Transcribe all of the data exactly. Omit the pictures.

## Start

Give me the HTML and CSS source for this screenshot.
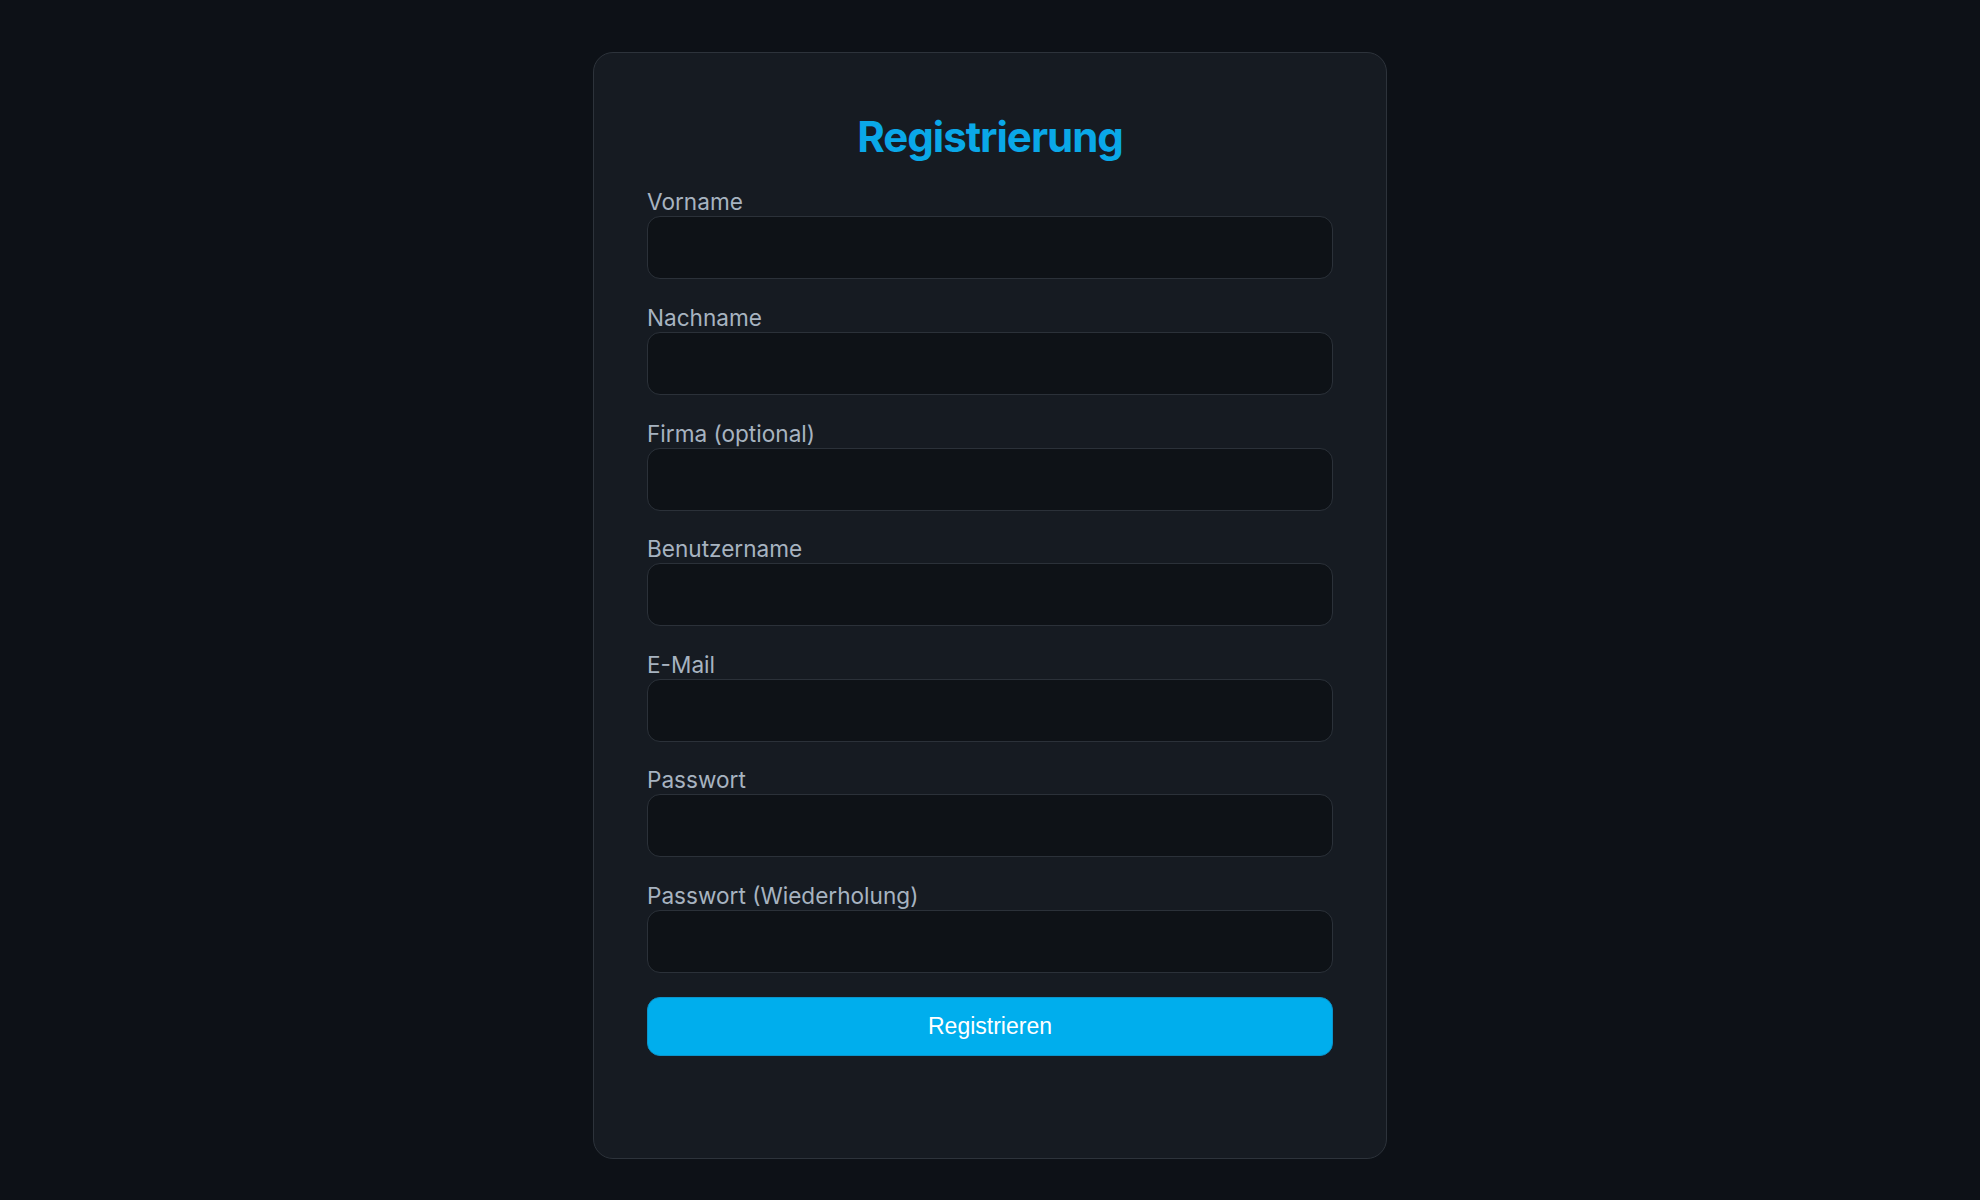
FILE: index.html
```html
<!DOCTYPE html>
<html lang="de">
<head>
	<meta charset="utf-8">
	<title>Registrierung</title>
	<link rel="stylesheet" href="styles.css">
</head>
<body>
	<div class="card">
		<h1 class="title">Registrierung</h1>
		<form class="form" onsubmit="return false">
			<div class="field">
				<label for="vorname">Vorname</label>
				<input type="text" class="input" id="vorname">
			</div>
			<div class="field">
				<label for="nachname">Nachname</label>
				<input type="text" class="input" id="nachname">
			</div>
			<div class="field">
				<label for="firma">Firma (optional)</label>
				<input type="text" class="input" id="firma">
			</div>
			<div class="field">
				<label for="user">Benutzername</label>
				<input type="text" class="input" id="user">
			</div>
			<div class="field">
				<label for="mail">E-Mail</label>
				<input type="email" class="input" id="mail">
			</div>
			<div class="field">
				<label for="pw">Passwort</label>
				<input type="password" class="input" id="pw">
			</div>
			<div class="field">
				<label for="pw2">Passwort (Wiederholung)</label>
				<input type="password" class="input" id="pw2">
			</div>
			<button type="submit" class="btn">Registrieren</button>
		</form>
	</div>
</body>
</html>
```

FILE: styles.css
```css
html, body{
	margin: 0;
	background-color: #0d1117;
}
body{
	padding-top: 52px;
	font-family: Inter, "Noto Sans", sans-serif;
}
.card{
	box-sizing: border-box;
	width: 794px;
	margin: 0 auto;
	padding: 59px 53px 102px;
	background-color: #161b22;
	border: 1px solid #2d333b;
	border-radius: 20px;
}
.title{
	margin: 0 0 27px;
	font-size: 42px;
	line-height: 1.2;
	font-weight: 700;
	color: #0aa8e8;
	text-align: center;
	letter-spacing: -1px;
}
.field{
	margin-bottom: 25.6px;
}
.field label{
	display: block;
	font-size: 22.6px;
	line-height: 26px;
	margin-bottom: 1px;
	color: #a7b3c0;
}
.field .input{
	display: block;
	box-sizing: border-box;
	width: 100%;
	height: 63px;
	margin: 0;
	padding: 0 16px;
	background-color: #0e1217;
	border: 1px solid #2b3139;
	border-radius: 13px;
	color: #c9d1d9;
	font-size: 20px;
	outline: none;
}
.btn{
	display: block;
	width: 100%;
	height: 59px;
	margin-top: -2px;
	background-color: #00aeed;
	border: 1px solid #0a95cc;
	border-radius: 13px;
	color: #fff;
	font-family: "Liberation Sans", Arial, sans-serif;
	font-size: 23px;
}
```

## End

Correct response:
Give me the HTML and CSS source for this screenshot.
FILE: index.html
```html
<!DOCTYPE html>
<html lang="de">
<head>
	<meta charset="utf-8">
	<title>Registrierung</title>
	<link rel="stylesheet" href="styles.css">
</head>
<body>
	<div class="card">
		<h1 class="title">Registrierung</h1>
		<form class="form" onsubmit="return false">
			<div class="field">
				<label for="vorname">Vorname</label>
				<input type="text" class="input" id="vorname">
			</div>
			<div class="field">
				<label for="nachname">Nachname</label>
				<input type="text" class="input" id="nachname">
			</div>
			<div class="field">
				<label for="firma">Firma (optional)</label>
				<input type="text" class="input" id="firma">
			</div>
			<div class="field">
				<label for="user">Benutzername</label>
				<input type="text" class="input" id="user">
			</div>
			<div class="field">
				<label for="mail">E-Mail</label>
				<input type="email" class="input" id="mail">
			</div>
			<div class="field">
				<label for="pw">Passwort</label>
				<input type="password" class="input" id="pw">
			</div>
			<div class="field">
				<label for="pw2">Passwort (Wiederholung)</label>
				<input type="password" class="input" id="pw2">
			</div>
			<button type="submit" class="btn">Registrieren</button>
		</form>
	</div>
</body>
</html>
```

FILE: styles.css
```css
html, body{
	margin: 0;
	background-color: #0d1117;
}
body{
	padding-top: 52px;
	font-family: Inter, "Noto Sans", sans-serif;
}
.card{
	box-sizing: border-box;
	width: 794px;
	margin: 0 auto;
	padding: 59px 53px 102px;
	background-color: #161b22;
	border: 1px solid #2d333b;
	border-radius: 20px;
}
.title{
	margin: 0 0 27px;
	font-size: 42px;
	line-height: 1.2;
	font-weight: 700;
	color: #0aa8e8;
	text-align: center;
	letter-spacing: -1px;
}
.field{
	margin-bottom: 25.6px;
}
.field label{
	display: block;
	font-size: 22.6px;
	line-height: 26px;
	margin-bottom: 1px;
	color: #a7b3c0;
}
.field .input{
	display: block;
	box-sizing: border-box;
	width: 100%;
	height: 63px;
	margin: 0;
	padding: 0 16px;
	background-color: #0e1217;
	border: 1px solid #2b3139;
	border-radius: 13px;
	color: #c9d1d9;
	font-size: 20px;
	outline: none;
}
.btn{
	display: block;
	width: 100%;
	height: 59px;
	margin-top: -2px;
	background-color: #00aeed;
	border: 1px solid #0a95cc;
	border-radius: 13px;
	color: #fff;
	font-family: "Liberation Sans", Arial, sans-serif;
	font-size: 23px;
}
```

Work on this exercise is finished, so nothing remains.